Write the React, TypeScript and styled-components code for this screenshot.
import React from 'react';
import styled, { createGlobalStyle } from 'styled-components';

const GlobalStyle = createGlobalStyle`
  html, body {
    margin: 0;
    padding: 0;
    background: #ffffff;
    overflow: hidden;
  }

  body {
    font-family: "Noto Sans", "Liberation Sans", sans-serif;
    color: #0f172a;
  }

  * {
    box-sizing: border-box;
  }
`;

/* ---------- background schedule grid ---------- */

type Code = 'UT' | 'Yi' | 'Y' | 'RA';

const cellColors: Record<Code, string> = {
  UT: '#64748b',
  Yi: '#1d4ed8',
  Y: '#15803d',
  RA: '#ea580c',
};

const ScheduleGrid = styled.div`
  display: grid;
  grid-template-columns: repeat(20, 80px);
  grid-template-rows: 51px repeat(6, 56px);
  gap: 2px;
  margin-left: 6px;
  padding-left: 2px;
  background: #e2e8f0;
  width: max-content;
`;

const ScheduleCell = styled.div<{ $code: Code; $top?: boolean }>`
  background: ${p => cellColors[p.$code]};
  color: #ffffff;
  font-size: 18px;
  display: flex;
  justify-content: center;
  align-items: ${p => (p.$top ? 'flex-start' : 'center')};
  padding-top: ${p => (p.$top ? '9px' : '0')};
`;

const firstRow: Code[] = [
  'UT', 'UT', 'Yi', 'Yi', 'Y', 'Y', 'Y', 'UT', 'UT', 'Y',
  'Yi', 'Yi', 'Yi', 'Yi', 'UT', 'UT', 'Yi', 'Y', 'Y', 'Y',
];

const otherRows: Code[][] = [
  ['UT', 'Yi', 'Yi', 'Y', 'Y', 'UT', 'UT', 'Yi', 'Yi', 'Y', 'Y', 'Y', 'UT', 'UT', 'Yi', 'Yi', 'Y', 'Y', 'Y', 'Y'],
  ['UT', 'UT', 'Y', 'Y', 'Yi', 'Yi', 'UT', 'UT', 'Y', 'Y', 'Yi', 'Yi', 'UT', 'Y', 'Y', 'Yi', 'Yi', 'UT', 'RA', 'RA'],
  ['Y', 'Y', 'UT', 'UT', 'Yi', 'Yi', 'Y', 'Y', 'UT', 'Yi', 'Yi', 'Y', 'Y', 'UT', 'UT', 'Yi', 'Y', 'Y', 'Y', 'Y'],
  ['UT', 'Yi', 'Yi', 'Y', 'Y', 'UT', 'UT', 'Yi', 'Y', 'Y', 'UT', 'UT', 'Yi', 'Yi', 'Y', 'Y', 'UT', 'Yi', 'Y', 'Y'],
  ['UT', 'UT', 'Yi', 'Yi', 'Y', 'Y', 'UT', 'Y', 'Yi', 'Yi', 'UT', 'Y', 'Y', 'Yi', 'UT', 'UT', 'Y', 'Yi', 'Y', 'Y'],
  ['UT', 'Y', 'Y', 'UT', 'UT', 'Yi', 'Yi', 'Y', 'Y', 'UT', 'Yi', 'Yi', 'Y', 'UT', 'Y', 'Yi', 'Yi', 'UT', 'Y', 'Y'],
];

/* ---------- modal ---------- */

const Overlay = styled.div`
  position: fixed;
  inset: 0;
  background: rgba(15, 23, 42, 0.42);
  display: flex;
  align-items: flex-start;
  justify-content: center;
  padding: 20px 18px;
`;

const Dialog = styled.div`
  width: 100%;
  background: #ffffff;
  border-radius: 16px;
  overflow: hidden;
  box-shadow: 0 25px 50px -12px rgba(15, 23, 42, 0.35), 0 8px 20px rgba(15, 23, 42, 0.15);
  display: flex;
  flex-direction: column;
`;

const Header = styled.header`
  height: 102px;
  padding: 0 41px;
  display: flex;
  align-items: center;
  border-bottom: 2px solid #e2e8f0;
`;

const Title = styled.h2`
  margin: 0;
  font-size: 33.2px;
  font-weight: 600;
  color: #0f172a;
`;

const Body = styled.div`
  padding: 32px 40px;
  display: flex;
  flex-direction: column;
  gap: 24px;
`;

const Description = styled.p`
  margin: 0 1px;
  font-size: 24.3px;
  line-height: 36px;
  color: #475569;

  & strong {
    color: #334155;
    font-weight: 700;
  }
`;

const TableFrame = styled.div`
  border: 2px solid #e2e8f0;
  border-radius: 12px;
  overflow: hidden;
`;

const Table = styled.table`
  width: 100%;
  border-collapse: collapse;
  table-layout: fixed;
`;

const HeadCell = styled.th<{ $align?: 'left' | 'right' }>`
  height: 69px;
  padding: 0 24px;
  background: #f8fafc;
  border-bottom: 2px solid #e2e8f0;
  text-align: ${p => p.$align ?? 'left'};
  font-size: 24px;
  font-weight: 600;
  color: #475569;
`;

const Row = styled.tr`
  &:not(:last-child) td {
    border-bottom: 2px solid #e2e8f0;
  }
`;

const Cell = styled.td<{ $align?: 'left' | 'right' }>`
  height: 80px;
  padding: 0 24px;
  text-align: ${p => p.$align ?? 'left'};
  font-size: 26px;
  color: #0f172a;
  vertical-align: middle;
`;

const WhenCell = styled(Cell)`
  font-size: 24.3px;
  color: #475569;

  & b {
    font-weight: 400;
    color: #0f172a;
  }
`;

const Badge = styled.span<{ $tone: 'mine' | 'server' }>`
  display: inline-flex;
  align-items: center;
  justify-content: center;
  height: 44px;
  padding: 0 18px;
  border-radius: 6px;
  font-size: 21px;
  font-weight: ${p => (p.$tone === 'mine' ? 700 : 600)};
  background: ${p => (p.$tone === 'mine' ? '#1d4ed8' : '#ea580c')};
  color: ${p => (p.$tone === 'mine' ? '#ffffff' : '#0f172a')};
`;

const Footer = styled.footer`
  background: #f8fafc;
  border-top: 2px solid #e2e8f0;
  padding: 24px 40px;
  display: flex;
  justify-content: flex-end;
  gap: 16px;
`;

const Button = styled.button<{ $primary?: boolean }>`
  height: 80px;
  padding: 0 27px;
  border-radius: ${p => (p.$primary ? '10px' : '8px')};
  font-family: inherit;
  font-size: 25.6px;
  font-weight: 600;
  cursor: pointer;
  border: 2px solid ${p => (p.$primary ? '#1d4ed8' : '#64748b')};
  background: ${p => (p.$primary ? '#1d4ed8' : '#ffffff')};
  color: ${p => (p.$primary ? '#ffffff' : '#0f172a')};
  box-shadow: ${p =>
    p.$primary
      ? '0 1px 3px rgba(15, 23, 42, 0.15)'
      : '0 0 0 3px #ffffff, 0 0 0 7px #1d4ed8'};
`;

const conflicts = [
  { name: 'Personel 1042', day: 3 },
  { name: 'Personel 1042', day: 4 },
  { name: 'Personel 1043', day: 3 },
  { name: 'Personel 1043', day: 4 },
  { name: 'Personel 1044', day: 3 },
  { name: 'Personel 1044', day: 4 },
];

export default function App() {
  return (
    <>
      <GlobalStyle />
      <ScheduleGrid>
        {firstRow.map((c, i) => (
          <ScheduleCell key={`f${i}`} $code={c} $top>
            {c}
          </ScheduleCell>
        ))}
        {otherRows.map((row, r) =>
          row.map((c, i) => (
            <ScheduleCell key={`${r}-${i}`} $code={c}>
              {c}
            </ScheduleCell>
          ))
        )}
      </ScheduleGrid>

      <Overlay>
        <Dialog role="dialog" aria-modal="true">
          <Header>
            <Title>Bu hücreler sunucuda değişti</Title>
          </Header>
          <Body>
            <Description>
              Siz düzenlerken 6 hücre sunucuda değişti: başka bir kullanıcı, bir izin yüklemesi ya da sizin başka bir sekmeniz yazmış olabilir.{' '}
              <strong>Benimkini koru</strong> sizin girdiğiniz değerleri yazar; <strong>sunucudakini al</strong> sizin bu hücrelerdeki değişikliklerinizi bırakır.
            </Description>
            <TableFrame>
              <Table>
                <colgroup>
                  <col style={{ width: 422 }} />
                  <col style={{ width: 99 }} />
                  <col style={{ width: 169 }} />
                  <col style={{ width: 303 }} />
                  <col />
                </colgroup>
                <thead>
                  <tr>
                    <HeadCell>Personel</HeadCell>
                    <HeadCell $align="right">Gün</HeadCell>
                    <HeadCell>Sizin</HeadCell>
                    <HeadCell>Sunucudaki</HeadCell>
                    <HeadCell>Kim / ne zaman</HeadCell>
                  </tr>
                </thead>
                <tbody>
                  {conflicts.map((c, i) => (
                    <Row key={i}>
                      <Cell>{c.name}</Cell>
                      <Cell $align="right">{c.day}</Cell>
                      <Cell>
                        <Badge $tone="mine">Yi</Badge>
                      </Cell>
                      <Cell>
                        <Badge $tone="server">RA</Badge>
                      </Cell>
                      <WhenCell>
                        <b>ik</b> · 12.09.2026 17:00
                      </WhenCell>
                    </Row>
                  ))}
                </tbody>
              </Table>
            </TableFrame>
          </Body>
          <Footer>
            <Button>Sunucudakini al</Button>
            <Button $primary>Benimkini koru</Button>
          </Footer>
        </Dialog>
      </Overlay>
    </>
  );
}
________
● GOAL
Only the lines from the beginning of the material to the line containing "type Code = 'UT' | 'Yi' | 'Y' | 'RA';" should be echoed, verbatim and in full.

● RESULT
Write the React, TypeScript and styled-components code for this screenshot.
import React from 'react';
import styled, { createGlobalStyle } from 'styled-components';

const GlobalStyle = createGlobalStyle`
  html, body {
    margin: 0;
    padding: 0;
    background: #ffffff;
    overflow: hidden;
  }

  body {
    font-family: "Noto Sans", "Liberation Sans", sans-serif;
    color: #0f172a;
  }

  * {
    box-sizing: border-box;
  }
`;

/* ---------- background schedule grid ---------- */

type Code = 'UT' | 'Yi' | 'Y' | 'RA';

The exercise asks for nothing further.